# Written task
In your copy, leave out the pictures; write out all the data exactly.

□ □ □ □

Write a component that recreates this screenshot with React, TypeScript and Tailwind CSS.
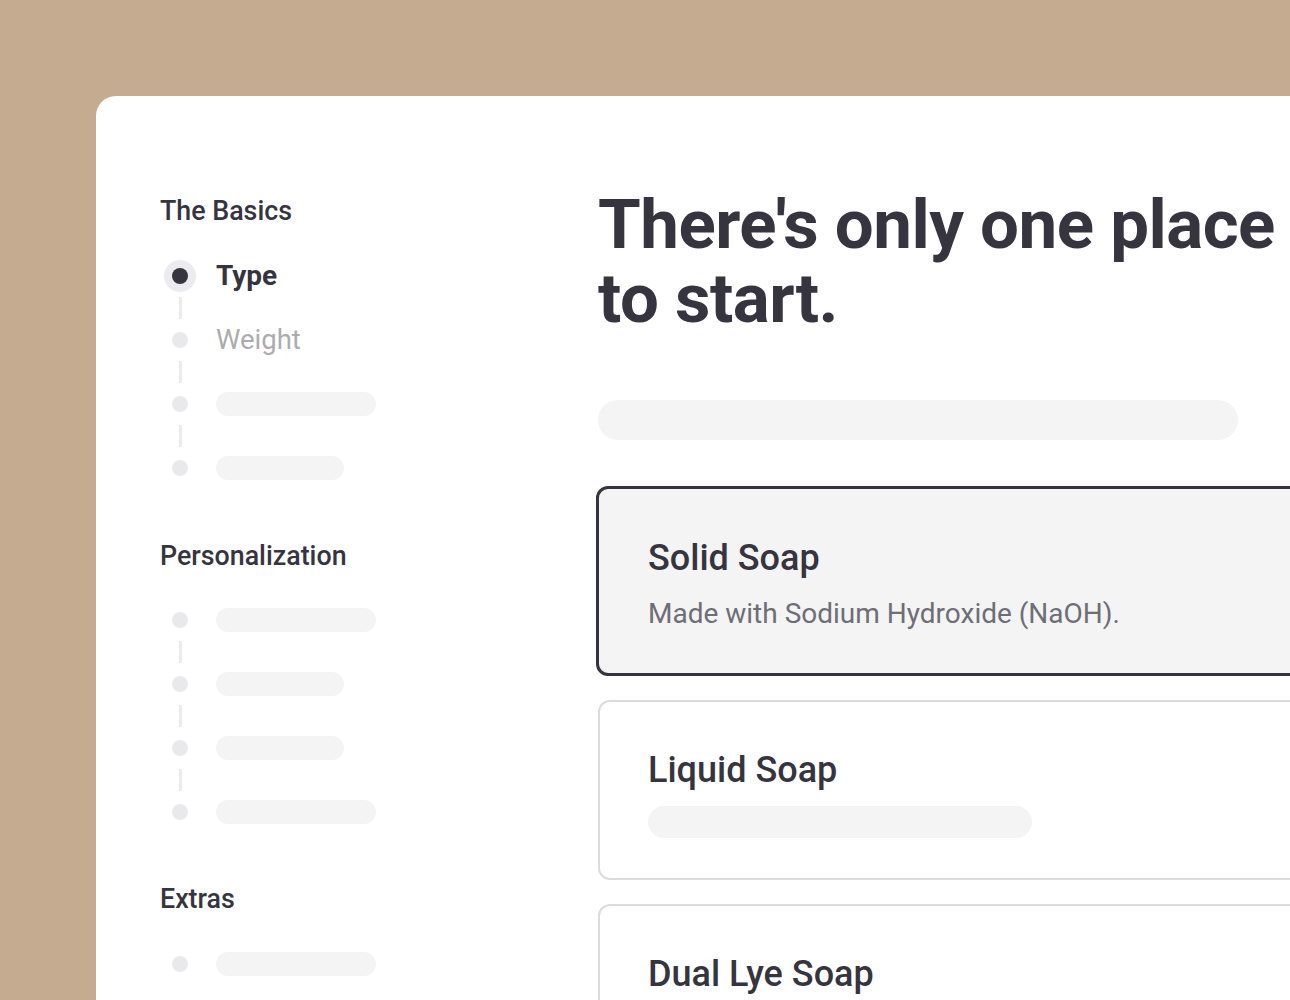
import React from "react";

const font = { fontFamily: "Roboto, 'Liberation Sans', sans-serif" };

function Dot({ active }: { active?: boolean }) {
  if (active) {
    return (
      <div className="flex h-8 w-8 items-center justify-center rounded-full bg-[#ececf0]">
        <div className="h-4 w-4 rounded-full bg-[#35343f]" />
      </div>
    );
  }
  return (
    <div className="flex h-8 w-8 items-center justify-center">
      <div className="h-4 w-4 rounded-full bg-[#e9e9ec]" />
    </div>
  );
}

type Step = { label?: string; active?: boolean; bar?: number };

function Steps({ steps }: { steps: Step[] }) {
  return (
    <div className="ml-[4px] flex flex-col">
      {steps.map((s, i) => (
        <div key={i} className="flex flex-col">
          {i > 0 && (
            <div className="flex h-8 w-8 items-center justify-center">
              <div className="h-[22px] w-[3px] bg-[#ececee]" />
            </div>
          )}
          <div className="flex h-8 items-center gap-[20px]">
            <Dot active={s.active} />
            {s.label ? (
              <span
                className={
                  s.active
                    ? "text-[28px] font-bold leading-8 text-[#35343f]"
                    : "text-[27.5px] font-normal leading-8 text-[#acacb0]"
                }
              >
                {s.label}
              </span>
            ) : (
              <div
                className={
                  s.bar === 160
                    ? "h-6 w-[160px] rounded-full bg-[#f4f4f4]"
                    : "h-6 w-[128px] rounded-full bg-[#f4f4f4]"
                }
              />
            )}
          </div>
        </div>
      ))}
    </div>
  );
}

export default function App() {
  return (
    <div
      className="h-[1000px] w-[1290px] overflow-hidden bg-[#c5ab8f] pl-[96px] pt-[96px]"
      style={font}
    >
      <div className="flex h-[1100px] w-[1300px] rounded-tl-[20px] bg-white pl-[64px] pt-[98px]">
        <aside className="flex w-[438px] shrink-0 flex-col pt-[1px]">
          <h3 className="text-[26.8px] font-medium leading-8 text-[#35343f]">The Basics</h3>
          <div className="mt-[33px]">
            <Steps
              steps={[
                { label: "Type", active: true },
                { label: "Weight" },
                { bar: 160 },
                { bar: 128 },
              ]}
            />
          </div>
          <h3 className="mt-[56px] text-[26.8px] font-medium leading-8 text-[#35343f]">
            Personalization
          </h3>
          <div className="mt-[32px]">
            <Steps steps={[{ bar: 160 }, { bar: 128 }, { bar: 128 }, { bar: 160 }]} />
          </div>
          <h3 className="mt-[55px] text-[26.8px] font-medium leading-8 text-[#35343f]">Extras</h3>
          <div className="mt-[33px]">
            <Steps steps={[{ bar: 160 }]} />
          </div>
        </aside>
        <main className="-mt-[6px] flex flex-1 flex-col">
          <h1 className="text-[69px] font-bold leading-[74px] tracking-[-0.5px] text-[#35343f]">
            There's only one place
            <br />
            to start.
          </h1>
          <div className="mt-[64px] h-10 w-[640px] rounded-full bg-[#f4f4f4]" />
          <div className="mt-[46px] flex flex-col gap-6">
            <div className="-ml-[2px] flex h-[190px] flex-col rounded-[12px] border-[3px] border-[#35343f] bg-[#f4f4f4] pl-[49px] pt-[49px]">
              <h2 className="text-[36px] font-medium leading-[40px] text-[#35343f]">Solid Soap</h2>
              <p className="mt-[20px] text-[28px] leading-8 text-[#6e6e76]">
                Made with Sodium Hydroxide (NaOH).
              </p>
            </div>
            <div className="flex h-[180px] flex-col rounded-[12px] border-2 border-[#dcdcdc] bg-white pl-[48px] pt-[48px]">
              <h2 className="text-[36px] font-medium leading-[40px] text-[#35343f]">Liquid Soap</h2>
              <div className="mt-[16px] h-8 w-[384px] rounded-full bg-[#f4f4f4]" />
            </div>
            <div className="flex h-[180px] flex-col rounded-[12px] border-2 border-[#dcdcdc] bg-white pl-[48px] pt-[48px]">
              <h2 className="text-[36px] font-medium leading-[40px] text-[#35343f]">Dual Lye Soap</h2>
            </div>
          </div>
        </main>
      </div>
    </div>
  );
}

□ □ □ □

# Written reply
Write a component that recreates this screenshot with React, TypeScript and Tailwind CSS.
import React from "react";

const font = { fontFamily: "Roboto, 'Liberation Sans', sans-serif" };

function Dot({ active }: { active?: boolean }) {
  if (active) {
    return (
      <div className="flex h-8 w-8 items-center justify-center rounded-full bg-[#ececf0]">
        <div className="h-4 w-4 rounded-full bg-[#35343f]" />
      </div>
    );
  }
  return (
    <div className="flex h-8 w-8 items-center justify-center">
      <div className="h-4 w-4 rounded-full bg-[#e9e9ec]" />
    </div>
  );
}

type Step = { label?: string; active?: boolean; bar?: number };

function Steps({ steps }: { steps: Step[] }) {
  return (
    <div className="ml-[4px] flex flex-col">
      {steps.map((s, i) => (
        <div key={i} className="flex flex-col">
          {i > 0 && (
            <div className="flex h-8 w-8 items-center justify-center">
              <div className="h-[22px] w-[3px] bg-[#ececee]" />
            </div>
          )}
          <div className="flex h-8 items-center gap-[20px]">
            <Dot active={s.active} />
            {s.label ? (
              <span
                className={
                  s.active
                    ? "text-[28px] font-bold leading-8 text-[#35343f]"
                    : "text-[27.5px] font-normal leading-8 text-[#acacb0]"
                }
              >
                {s.label}
              </span>
            ) : (
              <div
                className={
                  s.bar === 160
                    ? "h-6 w-[160px] rounded-full bg-[#f4f4f4]"
                    : "h-6 w-[128px] rounded-full bg-[#f4f4f4]"
                }
              />
            )}
          </div>
        </div>
      ))}
    </div>
  );
}

export default function App() {
  return (
    <div
      className="h-[1000px] w-[1290px] overflow-hidden bg-[#c5ab8f] pl-[96px] pt-[96px]"
      style={font}
    >
      <div className="flex h-[1100px] w-[1300px] rounded-tl-[20px] bg-white pl-[64px] pt-[98px]">
        <aside className="flex w-[438px] shrink-0 flex-col pt-[1px]">
          <h3 className="text-[26.8px] font-medium leading-8 text-[#35343f]">The Basics</h3>
          <div className="mt-[33px]">
            <Steps
              steps={[
                { label: "Type", active: true },
                { label: "Weight" },
                { bar: 160 },
                { bar: 128 },
              ]}
            />
          </div>
          <h3 className="mt-[56px] text-[26.8px] font-medium leading-8 text-[#35343f]">
            Personalization
          </h3>
          <div className="mt-[32px]">
            <Steps steps={[{ bar: 160 }, { bar: 128 }, { bar: 128 }, { bar: 160 }]} />
          </div>
          <h3 className="mt-[55px] text-[26.8px] font-medium leading-8 text-[#35343f]">Extras</h3>
          <div className="mt-[33px]">
            <Steps steps={[{ bar: 160 }]} />
          </div>
        </aside>
        <main className="-mt-[6px] flex flex-1 flex-col">
          <h1 className="text-[69px] font-bold leading-[74px] tracking-[-0.5px] text-[#35343f]">
            There's only one place
            <br />
            to start.
          </h1>
          <div className="mt-[64px] h-10 w-[640px] rounded-full bg-[#f4f4f4]" />
          <div className="mt-[46px] flex flex-col gap-6">
            <div className="-ml-[2px] flex h-[190px] flex-col rounded-[12px] border-[3px] border-[#35343f] bg-[#f4f4f4] pl-[49px] pt-[49px]">
              <h2 className="text-[36px] font-medium leading-[40px] text-[#35343f]">Solid Soap</h2>
              <p className="mt-[20px] text-[28px] leading-8 text-[#6e6e76]">
                Made with Sodium Hydroxide (NaOH).
              </p>
            </div>
            <div className="flex h-[180px] flex-col rounded-[12px] border-2 border-[#dcdcdc] bg-white pl-[48px] pt-[48px]">
              <h2 className="text-[36px] font-medium leading-[40px] text-[#35343f]">Liquid Soap</h2>
              <div className="mt-[16px] h-8 w-[384px] rounded-full bg-[#f4f4f4]" />
            </div>
            <div className="flex h-[180px] flex-col rounded-[12px] border-2 border-[#dcdcdc] bg-white pl-[48px] pt-[48px]">
              <h2 className="text-[36px] font-medium leading-[40px] text-[#35343f]">Dual Lye Soap</h2>
            </div>
          </div>
        </main>
      </div>
    </div>
  );
}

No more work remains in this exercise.